--- START OF Available data ---
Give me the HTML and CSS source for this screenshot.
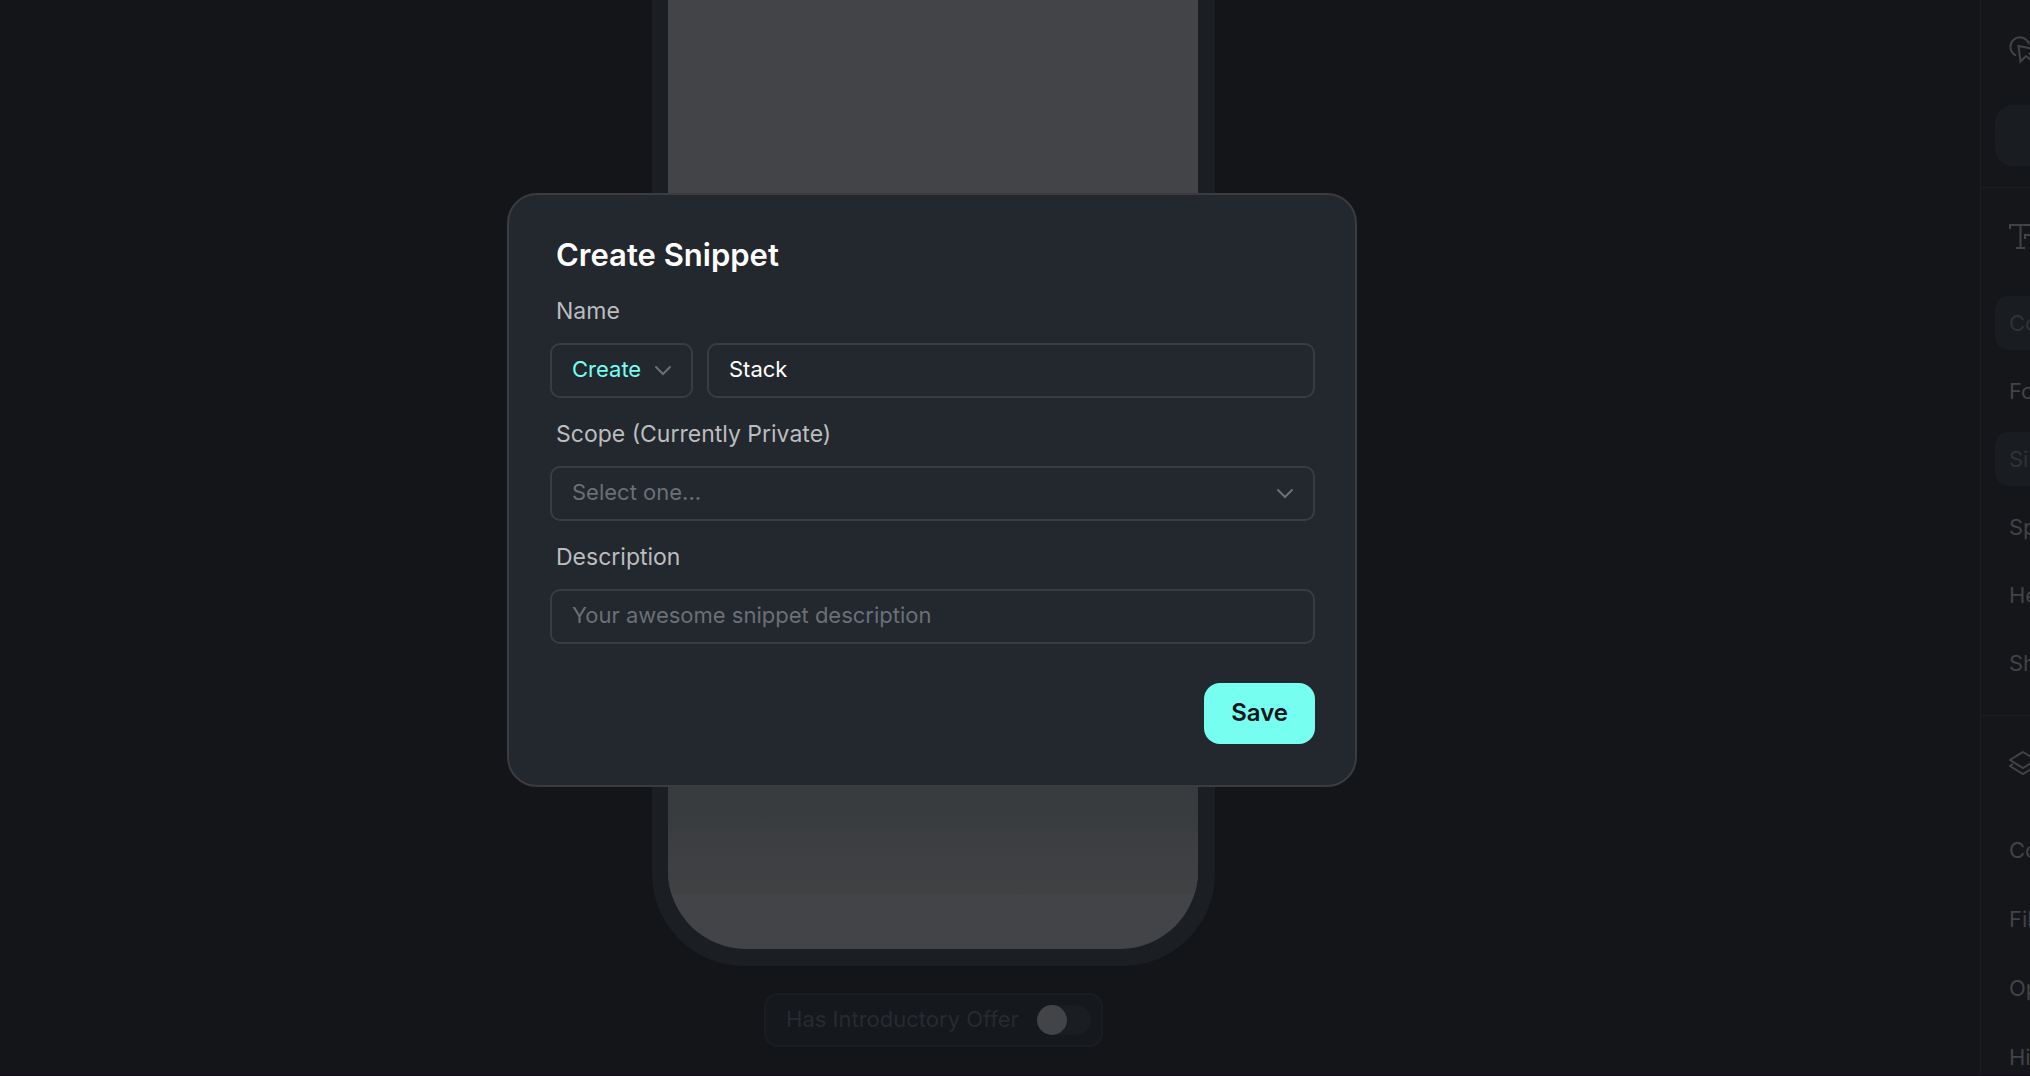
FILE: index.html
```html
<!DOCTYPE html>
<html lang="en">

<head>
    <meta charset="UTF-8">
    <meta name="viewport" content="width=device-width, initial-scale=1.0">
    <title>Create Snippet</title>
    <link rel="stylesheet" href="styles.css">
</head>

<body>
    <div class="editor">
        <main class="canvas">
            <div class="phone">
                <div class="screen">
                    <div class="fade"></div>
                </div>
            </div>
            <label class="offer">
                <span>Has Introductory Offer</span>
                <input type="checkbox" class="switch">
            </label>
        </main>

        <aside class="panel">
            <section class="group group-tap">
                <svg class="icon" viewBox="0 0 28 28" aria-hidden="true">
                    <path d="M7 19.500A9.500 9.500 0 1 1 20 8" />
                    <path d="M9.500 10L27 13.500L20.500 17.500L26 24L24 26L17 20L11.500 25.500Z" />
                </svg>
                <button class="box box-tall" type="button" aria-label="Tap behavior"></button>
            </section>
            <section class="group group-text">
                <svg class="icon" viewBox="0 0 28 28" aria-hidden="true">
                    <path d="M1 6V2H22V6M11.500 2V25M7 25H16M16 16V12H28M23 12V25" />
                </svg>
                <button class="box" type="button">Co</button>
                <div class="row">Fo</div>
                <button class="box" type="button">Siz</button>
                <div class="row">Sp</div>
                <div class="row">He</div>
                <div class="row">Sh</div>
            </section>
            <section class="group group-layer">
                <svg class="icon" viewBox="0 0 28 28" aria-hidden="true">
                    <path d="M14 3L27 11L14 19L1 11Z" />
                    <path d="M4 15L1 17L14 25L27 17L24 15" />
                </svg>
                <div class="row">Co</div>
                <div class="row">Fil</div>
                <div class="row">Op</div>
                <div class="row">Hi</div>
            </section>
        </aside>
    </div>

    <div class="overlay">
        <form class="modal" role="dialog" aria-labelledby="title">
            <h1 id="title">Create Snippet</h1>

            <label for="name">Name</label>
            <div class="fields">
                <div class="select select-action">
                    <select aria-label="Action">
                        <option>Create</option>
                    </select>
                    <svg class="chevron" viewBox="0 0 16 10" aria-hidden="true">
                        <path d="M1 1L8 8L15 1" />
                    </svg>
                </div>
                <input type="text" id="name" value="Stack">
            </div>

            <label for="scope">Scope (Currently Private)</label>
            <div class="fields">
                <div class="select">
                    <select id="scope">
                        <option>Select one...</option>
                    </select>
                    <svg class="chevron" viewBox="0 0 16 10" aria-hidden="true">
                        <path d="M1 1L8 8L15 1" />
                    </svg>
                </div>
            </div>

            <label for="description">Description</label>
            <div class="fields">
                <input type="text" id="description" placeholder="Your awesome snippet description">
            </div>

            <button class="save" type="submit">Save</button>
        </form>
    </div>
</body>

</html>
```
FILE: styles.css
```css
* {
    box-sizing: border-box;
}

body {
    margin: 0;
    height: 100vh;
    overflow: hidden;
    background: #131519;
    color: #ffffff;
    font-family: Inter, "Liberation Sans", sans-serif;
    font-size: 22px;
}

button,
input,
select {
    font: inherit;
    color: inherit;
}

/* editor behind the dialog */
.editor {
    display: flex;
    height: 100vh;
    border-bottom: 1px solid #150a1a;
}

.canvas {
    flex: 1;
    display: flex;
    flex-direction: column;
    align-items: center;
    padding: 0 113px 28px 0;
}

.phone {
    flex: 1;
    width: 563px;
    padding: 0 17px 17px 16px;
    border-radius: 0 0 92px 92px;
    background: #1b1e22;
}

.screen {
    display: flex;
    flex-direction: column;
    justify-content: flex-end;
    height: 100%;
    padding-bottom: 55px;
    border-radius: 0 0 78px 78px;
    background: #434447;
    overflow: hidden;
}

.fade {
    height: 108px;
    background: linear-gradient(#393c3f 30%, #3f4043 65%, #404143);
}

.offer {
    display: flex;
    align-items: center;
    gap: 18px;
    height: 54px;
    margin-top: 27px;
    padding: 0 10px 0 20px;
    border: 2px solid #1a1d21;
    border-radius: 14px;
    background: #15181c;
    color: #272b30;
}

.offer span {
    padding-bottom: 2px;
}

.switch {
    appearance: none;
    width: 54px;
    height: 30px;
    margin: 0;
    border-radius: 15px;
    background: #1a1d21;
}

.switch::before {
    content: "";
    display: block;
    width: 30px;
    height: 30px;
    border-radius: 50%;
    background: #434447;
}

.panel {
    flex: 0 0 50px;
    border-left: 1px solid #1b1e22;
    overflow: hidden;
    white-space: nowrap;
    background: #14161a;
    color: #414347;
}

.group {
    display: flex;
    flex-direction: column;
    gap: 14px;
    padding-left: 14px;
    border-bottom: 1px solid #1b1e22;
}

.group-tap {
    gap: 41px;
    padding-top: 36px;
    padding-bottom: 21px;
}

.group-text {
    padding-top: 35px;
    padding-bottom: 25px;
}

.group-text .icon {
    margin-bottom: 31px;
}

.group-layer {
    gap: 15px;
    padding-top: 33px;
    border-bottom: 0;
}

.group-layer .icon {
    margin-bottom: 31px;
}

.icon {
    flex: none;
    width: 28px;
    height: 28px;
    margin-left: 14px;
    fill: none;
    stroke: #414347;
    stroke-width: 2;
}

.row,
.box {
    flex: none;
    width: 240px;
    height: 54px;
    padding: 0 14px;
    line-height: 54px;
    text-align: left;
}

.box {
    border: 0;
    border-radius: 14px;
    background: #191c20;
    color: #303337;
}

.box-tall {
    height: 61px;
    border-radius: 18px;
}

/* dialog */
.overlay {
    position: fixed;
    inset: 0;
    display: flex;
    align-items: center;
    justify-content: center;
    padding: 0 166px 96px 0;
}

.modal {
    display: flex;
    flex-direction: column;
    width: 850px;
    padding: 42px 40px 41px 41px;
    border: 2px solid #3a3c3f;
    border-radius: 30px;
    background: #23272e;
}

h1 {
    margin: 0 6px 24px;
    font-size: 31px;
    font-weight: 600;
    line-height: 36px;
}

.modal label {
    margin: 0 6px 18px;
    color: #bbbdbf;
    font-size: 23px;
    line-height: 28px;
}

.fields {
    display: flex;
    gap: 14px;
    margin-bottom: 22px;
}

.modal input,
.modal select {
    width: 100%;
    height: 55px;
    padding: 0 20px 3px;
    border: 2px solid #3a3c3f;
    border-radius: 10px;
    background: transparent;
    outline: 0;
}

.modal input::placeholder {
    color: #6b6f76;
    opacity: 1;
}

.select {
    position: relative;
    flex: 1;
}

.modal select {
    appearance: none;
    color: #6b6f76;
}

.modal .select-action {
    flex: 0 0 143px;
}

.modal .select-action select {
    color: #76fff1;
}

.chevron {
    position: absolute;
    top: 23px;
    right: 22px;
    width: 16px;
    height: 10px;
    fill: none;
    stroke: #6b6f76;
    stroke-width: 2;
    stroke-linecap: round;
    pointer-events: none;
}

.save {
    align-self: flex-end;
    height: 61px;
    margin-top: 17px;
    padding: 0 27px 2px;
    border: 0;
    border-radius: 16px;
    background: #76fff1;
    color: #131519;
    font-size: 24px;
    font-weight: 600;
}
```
--- END OF Available data ---
Reproduce the full listing above verbatim, with no pictures included.

The response —
Give me the HTML and CSS source for this screenshot.
FILE: index.html
```html
<!DOCTYPE html>
<html lang="en">

<head>
    <meta charset="UTF-8">
    <meta name="viewport" content="width=device-width, initial-scale=1.0">
    <title>Create Snippet</title>
    <link rel="stylesheet" href="styles.css">
</head>

<body>
    <div class="editor">
        <main class="canvas">
            <div class="phone">
                <div class="screen">
                    <div class="fade"></div>
                </div>
            </div>
            <label class="offer">
                <span>Has Introductory Offer</span>
                <input type="checkbox" class="switch">
            </label>
        </main>

        <aside class="panel">
            <section class="group group-tap">
                <svg class="icon" viewBox="0 0 28 28" aria-hidden="true">
                    <path d="M7 19.500A9.500 9.500 0 1 1 20 8" />
                    <path d="M9.500 10L27 13.500L20.500 17.500L26 24L24 26L17 20L11.500 25.500Z" />
                </svg>
                <button class="box box-tall" type="button" aria-label="Tap behavior"></button>
            </section>
            <section class="group group-text">
                <svg class="icon" viewBox="0 0 28 28" aria-hidden="true">
                    <path d="M1 6V2H22V6M11.500 2V25M7 25H16M16 16V12H28M23 12V25" />
                </svg>
                <button class="box" type="button">Co</button>
                <div class="row">Fo</div>
                <button class="box" type="button">Siz</button>
                <div class="row">Sp</div>
                <div class="row">He</div>
                <div class="row">Sh</div>
            </section>
            <section class="group group-layer">
                <svg class="icon" viewBox="0 0 28 28" aria-hidden="true">
                    <path d="M14 3L27 11L14 19L1 11Z" />
                    <path d="M4 15L1 17L14 25L27 17L24 15" />
                </svg>
                <div class="row">Co</div>
                <div class="row">Fil</div>
                <div class="row">Op</div>
                <div class="row">Hi</div>
            </section>
        </aside>
    </div>

    <div class="overlay">
        <form class="modal" role="dialog" aria-labelledby="title">
            <h1 id="title">Create Snippet</h1>

            <label for="name">Name</label>
            <div class="fields">
                <div class="select select-action">
                    <select aria-label="Action">
                        <option>Create</option>
                    </select>
                    <svg class="chevron" viewBox="0 0 16 10" aria-hidden="true">
                        <path d="M1 1L8 8L15 1" />
                    </svg>
                </div>
                <input type="text" id="name" value="Stack">
            </div>

            <label for="scope">Scope (Currently Private)</label>
            <div class="fields">
                <div class="select">
                    <select id="scope">
                        <option>Select one...</option>
                    </select>
                    <svg class="chevron" viewBox="0 0 16 10" aria-hidden="true">
                        <path d="M1 1L8 8L15 1" />
                    </svg>
                </div>
            </div>

            <label for="description">Description</label>
            <div class="fields">
                <input type="text" id="description" placeholder="Your awesome snippet description">
            </div>

            <button class="save" type="submit">Save</button>
        </form>
    </div>
</body>

</html>
```
FILE: styles.css
```css
* {
    box-sizing: border-box;
}

body {
    margin: 0;
    height: 100vh;
    overflow: hidden;
    background: #131519;
    color: #ffffff;
    font-family: Inter, "Liberation Sans", sans-serif;
    font-size: 22px;
}

button,
input,
select {
    font: inherit;
    color: inherit;
}

/* editor behind the dialog */
.editor {
    display: flex;
    height: 100vh;
    border-bottom: 1px solid #150a1a;
}

.canvas {
    flex: 1;
    display: flex;
    flex-direction: column;
    align-items: center;
    padding: 0 113px 28px 0;
}

.phone {
    flex: 1;
    width: 563px;
    padding: 0 17px 17px 16px;
    border-radius: 0 0 92px 92px;
    background: #1b1e22;
}

.screen {
    display: flex;
    flex-direction: column;
    justify-content: flex-end;
    height: 100%;
    padding-bottom: 55px;
    border-radius: 0 0 78px 78px;
    background: #434447;
    overflow: hidden;
}

.fade {
    height: 108px;
    background: linear-gradient(#393c3f 30%, #3f4043 65%, #404143);
}

.offer {
    display: flex;
    align-items: center;
    gap: 18px;
    height: 54px;
    margin-top: 27px;
    padding: 0 10px 0 20px;
    border: 2px solid #1a1d21;
    border-radius: 14px;
    background: #15181c;
    color: #272b30;
}

.offer span {
    padding-bottom: 2px;
}

.switch {
    appearance: none;
    width: 54px;
    height: 30px;
    margin: 0;
    border-radius: 15px;
    background: #1a1d21;
}

.switch::before {
    content: "";
    display: block;
    width: 30px;
    height: 30px;
    border-radius: 50%;
    background: #434447;
}

.panel {
    flex: 0 0 50px;
    border-left: 1px solid #1b1e22;
    overflow: hidden;
    white-space: nowrap;
    background: #14161a;
    color: #414347;
}

.group {
    display: flex;
    flex-direction: column;
    gap: 14px;
    padding-left: 14px;
    border-bottom: 1px solid #1b1e22;
}

.group-tap {
    gap: 41px;
    padding-top: 36px;
    padding-bottom: 21px;
}

.group-text {
    padding-top: 35px;
    padding-bottom: 25px;
}

.group-text .icon {
    margin-bottom: 31px;
}

.group-layer {
    gap: 15px;
    padding-top: 33px;
    border-bottom: 0;
}

.group-layer .icon {
    margin-bottom: 31px;
}

.icon {
    flex: none;
    width: 28px;
    height: 28px;
    margin-left: 14px;
    fill: none;
    stroke: #414347;
    stroke-width: 2;
}

.row,
.box {
    flex: none;
    width: 240px;
    height: 54px;
    padding: 0 14px;
    line-height: 54px;
    text-align: left;
}

.box {
    border: 0;
    border-radius: 14px;
    background: #191c20;
    color: #303337;
}

.box-tall {
    height: 61px;
    border-radius: 18px;
}

/* dialog */
.overlay {
    position: fixed;
    inset: 0;
    display: flex;
    align-items: center;
    justify-content: center;
    padding: 0 166px 96px 0;
}

.modal {
    display: flex;
    flex-direction: column;
    width: 850px;
    padding: 42px 40px 41px 41px;
    border: 2px solid #3a3c3f;
    border-radius: 30px;
    background: #23272e;
}

h1 {
    margin: 0 6px 24px;
    font-size: 31px;
    font-weight: 600;
    line-height: 36px;
}

.modal label {
    margin: 0 6px 18px;
    color: #bbbdbf;
    font-size: 23px;
    line-height: 28px;
}

.fields {
    display: flex;
    gap: 14px;
    margin-bottom: 22px;
}

.modal input,
.modal select {
    width: 100%;
    height: 55px;
    padding: 0 20px 3px;
    border: 2px solid #3a3c3f;
    border-radius: 10px;
    background: transparent;
    outline: 0;
}

.modal input::placeholder {
    color: #6b6f76;
    opacity: 1;
}

.select {
    position: relative;
    flex: 1;
}

.modal select {
    appearance: none;
    color: #6b6f76;
}

.modal .select-action {
    flex: 0 0 143px;
}

.modal .select-action select {
    color: #76fff1;
}

.chevron {
    position: absolute;
    top: 23px;
    right: 22px;
    width: 16px;
    height: 10px;
    fill: none;
    stroke: #6b6f76;
    stroke-width: 2;
    stroke-linecap: round;
    pointer-events: none;
}

.save {
    align-self: flex-end;
    height: 61px;
    margin-top: 17px;
    padding: 0 27px 2px;
    border: 0;
    border-radius: 16px;
    background: #76fff1;
    color: #131519;
    font-size: 24px;
    font-weight: 600;
}
```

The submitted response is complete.